Goal
Copy the listing verbatim, excluding any images found in it.

==*==

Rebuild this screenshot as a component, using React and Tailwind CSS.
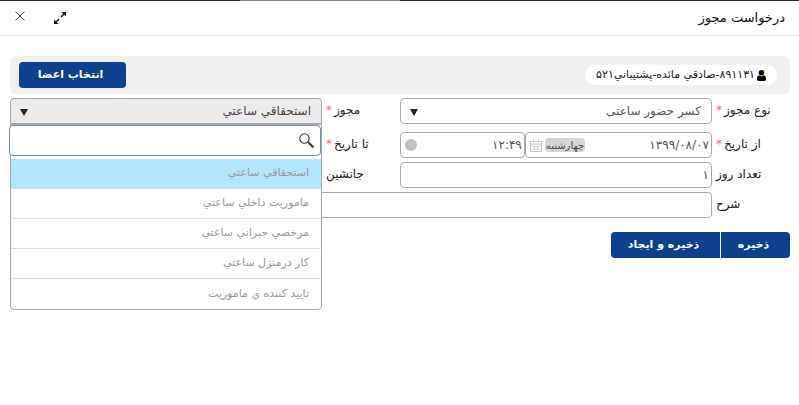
import React from "react";

const box = "h-[26px] rounded border border-[#a9a9a9] bg-white text-[#555]";

const options = [
  "استحقاقي ساعتي",
  "ماموريت داخلي ساعتي",
  "مرخصي جبراني ساعتي",
  "کار درمنزل ساعتي",
  "تاييد کننده ي ماموريت",
];

function Label({ htmlFor, required, children }) {
  return (
    <label htmlFor={htmlFor} className="flex h-6 items-center justify-end gap-[2px] pl-1 text-[12px] whitespace-nowrap text-[#222]">
      {children}
      {required && <span className="text-[12px] text-[#d9777b]">*</span>}
    </label>
  );
}

function Caret() {
  return (
    <svg viewBox="0 0 8 7" className="mt-[2px] h-[7px] w-2 fill-[#222]" aria-hidden="true">
      <path d="M0 0h8L4 7z" />
    </svg>
  );
}

function CloseIcon() {
  return (
    <svg viewBox="0 0 10 10" className="size-[10px]" fill="none" stroke="#444" strokeWidth="1">
      <path d="M.5.5l9 9M9.500.5l-9 9" />
    </svg>
  );
}

function ExpandIcon() {
  return (
    <svg viewBox="0 0 12 12" className="size-3" fill="none" stroke="#111" strokeWidth="1.400">
      <path d="M7 5l4-4M5 7l-4 4" />
      <path d="M7.500 0H12v4.500zM4.500 12H0V7.500z" fill="#111" stroke="none" />
    </svg>
  );
}

function PersonIcon() {
  return (
    <svg viewBox="0 0 9 11" className="h-[11px] w-[9px] shrink-0 fill-black" aria-hidden="true">
      <circle cx="4.500" cy="2.800" r="2.800" />
      <path d="M2 5.200c1.500 1.300 3.500 1.300 5 0C8.500 5.700 9 7 9 9c0 1.300-.6 2-1.700 2H1.700C.6 11 0 10.300 0 9c0-2 .5-3.300 2-3.800z" />
    </svg>
  );
}

function CalendarIcon() {
  return (
    <svg viewBox="0 0 12 13" className="h-[13px] w-3 shrink-0" fill="none" stroke="#c4c4c4" aria-hidden="true">
      <path d="M.5 2.500h11v10H.5zM.5 5h11M3.500 0v3.500M8.500 0v3.500" />
      <path d="M2 7.500h8M2 10h8M4.500 5.500v6M7.500 5.500v6" strokeWidth=".7" />
    </svg>
  );
}

function ClockIcon() {
  return (
    <svg viewBox="0 0 12 12" className="size-3 shrink-0" aria-hidden="true">
      <circle cx="6" cy="6" r="6" fill="#bfbfbf" />
      <path d="M3.500 5l2.500 1.500L8.500 5" fill="none" stroke="#d4d4d4" />
    </svg>
  );
}

function SearchIcon() {
  return (
    <svg viewBox="0 0 15 15" className="size-[15px] shrink-0" fill="none" stroke="#333" aria-hidden="true">
      <circle cx="5.500" cy="5.500" r="4.700" strokeWidth="1.100" />
      <path d="M9 9l1.500 1.500" strokeWidth="1.200" />
      <path d="M10.300 10.300l3.500 3.500" strokeWidth="2" strokeLinecap="round" />
    </svg>
  );
}

function DateTime({ id, date, day, time }) {
  return (
    <div className="flex min-w-0">
      <div className={`flex w-3/5 items-center gap-[3px] pr-[2px] pl-1 ${box}`}>
        <input id={id} defaultValue={date} className="min-w-0 flex-1 bg-transparent text-[12px] outline-none" />
        {day && <span className="flex h-[14px] items-center rounded bg-[#d5d5d5] px-px text-[10px] whitespace-nowrap text-[#444]">{day}</span>}
        <CalendarIcon />
      </div>
      <div className={`flex w-2/5 items-center pr-[2px] pl-1 ${box}`}>
        <input aria-label="ساعت" defaultValue={time} className="min-w-0 flex-1 bg-transparent text-[12px] outline-none" />
        <ClockIcon />
      </div>
    </div>
  );
}

function PermitPicker() {
  return (
    <div className="relative self-start">
      <button id="permit" type="button" role="combobox" aria-expanded="true" aria-controls="permit-list" className="flex h-[26px] w-full items-center justify-between rounded-t border border-[#a9a9a9] bg-[#ebebeb] pr-[10px] pl-[9px] text-[12px] text-[#444]">
        استحقاقي ساعتي
        <Caret />
      </button>
      <div className="absolute inset-x-0 top-full z-10 rounded-b border border-[#a9a9a9] bg-white">
        <div className="-ml-[2px] flex h-[31px] items-center gap-2 rounded border border-[#6f8faa] bg-white px-[6px]">
          <SearchIcon />
          <input aria-label="جستجو" className="min-w-0 flex-1 bg-transparent text-[12px] outline-none" />
        </div>
        <ul id="permit-list" role="listbox" className="mt-[3px] divide-y divide-[#ddd] text-[11px] text-[#999]">
          {options.map((option, i) => (
            <li key={option} role="option" aria-selected={i === 0} className="flex h-[30px] items-center px-3 aria-selected:bg-[#b3e5fc]">
              {option}
            </li>
          ))}
        </ul>
      </div>
    </div>
  );
}

export default function App() {
  return (
    <div dir="rtl" className="min-h-screen bg-white font-['DejaVu_Sans',sans-serif] text-[12px]">
      <div className="flex h-px bg-[#2b2e36]">
        <div className="w-1/2" />
        <div className="w-1/5 bg-[#858585]" />
      </div>
      <header className="flex h-[35px] items-center justify-between border-b border-[#e2e2e2] pr-[14px] pl-[15px]">
        <h1 className="text-[13px] text-[#111]">درخواست مجوز</h1>
        <div className="flex items-center gap-[29px] pb-1">
          <button type="button" aria-label="بزرگ‌نمایی" className="pt-1"><ExpandIcon /></button>
          <button type="button" aria-label="بستن"><CloseIcon /></button>
        </div>
      </header>
      <main className="pt-5 pr-[9px] pl-[10px]">
        <section className="flex h-[38px] items-center justify-between rounded-md bg-[#f0f0f0] pr-[13px] pl-[9px]">
          <span className="flex h-5 items-center gap-[2px] rounded-full bg-white px-[11px] text-[11px] text-[#222]">
            <PersonIcon />
            ۸۹۱۱۳۱-صادقي مائده-پشتيباني۵۲۱
          </span>
          <button type="button" className="h-[26px] w-[107px] rounded-sm bg-[#0f3f8f] pr-1 text-[11px] font-bold text-white">انتخاب اعضا</button>
        </section>
        <form className="mt-1">
          <div className="grid grid-cols-[78px_minmax(0,1fr)_78px_minmax(0,1fr)] gap-y-1">
            <Label htmlFor="kind" required>نوع مجوز</Label>
            <div className={`relative mb-1 flex items-center ${box}`}>
              <select id="kind" className="h-full w-full appearance-none bg-transparent px-[10px] text-[12px] outline-none">
                <option>کسر حضور ساعتی</option>
              </select>
              <span className="pointer-events-none absolute left-[9px]"><Caret /></span>
            </div>
            <Label htmlFor="permit" required>مجوز</Label>
            <PermitPicker />
            <Label htmlFor="from" required>از تاریخ</Label>
            <DateTime id="from" date="۱۳۹۹/۰۸/۰۷" day="چهارشنبه" time="۱۲:۴۹" />
            <Label htmlFor="to" required>تا تاریخ</Label>
            <DateTime id="to" />
            <Label htmlFor="days">تعداد روز</Label>
            <input id="days" defaultValue="۱" className={`w-full px-[2px] text-[12px] outline-none ${box}`} />
            <Label htmlFor="substitute">جانشین</Label>
            <input id="substitute" className={`w-full px-[2px] text-[12px] outline-none ${box}`} />
            <Label htmlFor="note">شرح</Label>
            <input id="note" className={`col-span-3 w-full px-[2px] text-[12px] outline-none ${box}`} />
          </div>
          <div className="mt-[14px] flex gap-px">
            <button type="button" className="h-[26px] w-[69px] rounded-r-sm bg-[#0f3f8f] pr-1 text-[11px] font-bold text-white">ذخیره</button>
            <button type="button" className="h-[26px] w-[109px] rounded-l-sm bg-[#0f3f8f] pr-1 text-[11px] font-bold text-white">ذخیره و ایجاد</button>
          </div>
        </form>
      </main>
    </div>
  );
}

==*==

Answer to the problem
Rebuild this screenshot as a component, using React and Tailwind CSS.
import React from "react";

const box = "h-[26px] rounded border border-[#a9a9a9] bg-white text-[#555]";

const options = [
  "استحقاقي ساعتي",
  "ماموريت داخلي ساعتي",
  "مرخصي جبراني ساعتي",
  "کار درمنزل ساعتي",
  "تاييد کننده ي ماموريت",
];

function Label({ htmlFor, required, children }) {
  return (
    <label htmlFor={htmlFor} className="flex h-6 items-center justify-end gap-[2px] pl-1 text-[12px] whitespace-nowrap text-[#222]">
      {children}
      {required && <span className="text-[12px] text-[#d9777b]">*</span>}
    </label>
  );
}

function Caret() {
  return (
    <svg viewBox="0 0 8 7" className="mt-[2px] h-[7px] w-2 fill-[#222]" aria-hidden="true">
      <path d="M0 0h8L4 7z" />
    </svg>
  );
}

function CloseIcon() {
  return (
    <svg viewBox="0 0 10 10" className="size-[10px]" fill="none" stroke="#444" strokeWidth="1">
      <path d="M.5.5l9 9M9.500.5l-9 9" />
    </svg>
  );
}

function ExpandIcon() {
  return (
    <svg viewBox="0 0 12 12" className="size-3" fill="none" stroke="#111" strokeWidth="1.400">
      <path d="M7 5l4-4M5 7l-4 4" />
      <path d="M7.500 0H12v4.500zM4.500 12H0V7.500z" fill="#111" stroke="none" />
    </svg>
  );
}

function PersonIcon() {
  return (
    <svg viewBox="0 0 9 11" className="h-[11px] w-[9px] shrink-0 fill-black" aria-hidden="true">
      <circle cx="4.500" cy="2.800" r="2.800" />
      <path d="M2 5.200c1.500 1.300 3.500 1.300 5 0C8.500 5.700 9 7 9 9c0 1.300-.6 2-1.700 2H1.700C.6 11 0 10.300 0 9c0-2 .5-3.300 2-3.800z" />
    </svg>
  );
}

function CalendarIcon() {
  return (
    <svg viewBox="0 0 12 13" className="h-[13px] w-3 shrink-0" fill="none" stroke="#c4c4c4" aria-hidden="true">
      <path d="M.5 2.500h11v10H.5zM.5 5h11M3.500 0v3.500M8.500 0v3.500" />
      <path d="M2 7.500h8M2 10h8M4.500 5.500v6M7.500 5.500v6" strokeWidth=".7" />
    </svg>
  );
}

function ClockIcon() {
  return (
    <svg viewBox="0 0 12 12" className="size-3 shrink-0" aria-hidden="true">
      <circle cx="6" cy="6" r="6" fill="#bfbfbf" />
      <path d="M3.500 5l2.500 1.500L8.500 5" fill="none" stroke="#d4d4d4" />
    </svg>
  );
}

function SearchIcon() {
  return (
    <svg viewBox="0 0 15 15" className="size-[15px] shrink-0" fill="none" stroke="#333" aria-hidden="true">
      <circle cx="5.500" cy="5.500" r="4.700" strokeWidth="1.100" />
      <path d="M9 9l1.500 1.500" strokeWidth="1.200" />
      <path d="M10.300 10.300l3.500 3.500" strokeWidth="2" strokeLinecap="round" />
    </svg>
  );
}

function DateTime({ id, date, day, time }) {
  return (
    <div className="flex min-w-0">
      <div className={`flex w-3/5 items-center gap-[3px] pr-[2px] pl-1 ${box}`}>
        <input id={id} defaultValue={date} className="min-w-0 flex-1 bg-transparent text-[12px] outline-none" />
        {day && <span className="flex h-[14px] items-center rounded bg-[#d5d5d5] px-px text-[10px] whitespace-nowrap text-[#444]">{day}</span>}
        <CalendarIcon />
      </div>
      <div className={`flex w-2/5 items-center pr-[2px] pl-1 ${box}`}>
        <input aria-label="ساعت" defaultValue={time} className="min-w-0 flex-1 bg-transparent text-[12px] outline-none" />
        <ClockIcon />
      </div>
    </div>
  );
}

function PermitPicker() {
  return (
    <div className="relative self-start">
      <button id="permit" type="button" role="combobox" aria-expanded="true" aria-controls="permit-list" className="flex h-[26px] w-full items-center justify-between rounded-t border border-[#a9a9a9] bg-[#ebebeb] pr-[10px] pl-[9px] text-[12px] text-[#444]">
        استحقاقي ساعتي
        <Caret />
      </button>
      <div className="absolute inset-x-0 top-full z-10 rounded-b border border-[#a9a9a9] bg-white">
        <div className="-ml-[2px] flex h-[31px] items-center gap-2 rounded border border-[#6f8faa] bg-white px-[6px]">
          <SearchIcon />
          <input aria-label="جستجو" className="min-w-0 flex-1 bg-transparent text-[12px] outline-none" />
        </div>
        <ul id="permit-list" role="listbox" className="mt-[3px] divide-y divide-[#ddd] text-[11px] text-[#999]">
          {options.map((option, i) => (
            <li key={option} role="option" aria-selected={i === 0} className="flex h-[30px] items-center px-3 aria-selected:bg-[#b3e5fc]">
              {option}
            </li>
          ))}
        </ul>
      </div>
    </div>
  );
}

export default function App() {
  return (
    <div dir="rtl" className="min-h-screen bg-white font-['DejaVu_Sans',sans-serif] text-[12px]">
      <div className="flex h-px bg-[#2b2e36]">
        <div className="w-1/2" />
        <div className="w-1/5 bg-[#858585]" />
      </div>
      <header className="flex h-[35px] items-center justify-between border-b border-[#e2e2e2] pr-[14px] pl-[15px]">
        <h1 className="text-[13px] text-[#111]">درخواست مجوز</h1>
        <div className="flex items-center gap-[29px] pb-1">
          <button type="button" aria-label="بزرگ‌نمایی" className="pt-1"><ExpandIcon /></button>
          <button type="button" aria-label="بستن"><CloseIcon /></button>
        </div>
      </header>
      <main className="pt-5 pr-[9px] pl-[10px]">
        <section className="flex h-[38px] items-center justify-between rounded-md bg-[#f0f0f0] pr-[13px] pl-[9px]">
          <span className="flex h-5 items-center gap-[2px] rounded-full bg-white px-[11px] text-[11px] text-[#222]">
            <PersonIcon />
            ۸۹۱۱۳۱-صادقي مائده-پشتيباني۵۲۱
          </span>
          <button type="button" className="h-[26px] w-[107px] rounded-sm bg-[#0f3f8f] pr-1 text-[11px] font-bold text-white">انتخاب اعضا</button>
        </section>
        <form className="mt-1">
          <div className="grid grid-cols-[78px_minmax(0,1fr)_78px_minmax(0,1fr)] gap-y-1">
            <Label htmlFor="kind" required>نوع مجوز</Label>
            <div className={`relative mb-1 flex items-center ${box}`}>
              <select id="kind" className="h-full w-full appearance-none bg-transparent px-[10px] text-[12px] outline-none">
                <option>کسر حضور ساعتی</option>
              </select>
              <span className="pointer-events-none absolute left-[9px]"><Caret /></span>
            </div>
            <Label htmlFor="permit" required>مجوز</Label>
            <PermitPicker />
            <Label htmlFor="from" required>از تاریخ</Label>
            <DateTime id="from" date="۱۳۹۹/۰۸/۰۷" day="چهارشنبه" time="۱۲:۴۹" />
            <Label htmlFor="to" required>تا تاریخ</Label>
            <DateTime id="to" />
            <Label htmlFor="days">تعداد روز</Label>
            <input id="days" defaultValue="۱" className={`w-full px-[2px] text-[12px] outline-none ${box}`} />
            <Label htmlFor="substitute">جانشین</Label>
            <input id="substitute" className={`w-full px-[2px] text-[12px] outline-none ${box}`} />
            <Label htmlFor="note">شرح</Label>
            <input id="note" className={`col-span-3 w-full px-[2px] text-[12px] outline-none ${box}`} />
          </div>
          <div className="mt-[14px] flex gap-px">
            <button type="button" className="h-[26px] w-[69px] rounded-r-sm bg-[#0f3f8f] pr-1 text-[11px] font-bold text-white">ذخیره</button>
            <button type="button" className="h-[26px] w-[109px] rounded-l-sm bg-[#0f3f8f] pr-1 text-[11px] font-bold text-white">ذخیره و ایجاد</button>
          </div>
        </form>
      </main>
    </div>
  );
}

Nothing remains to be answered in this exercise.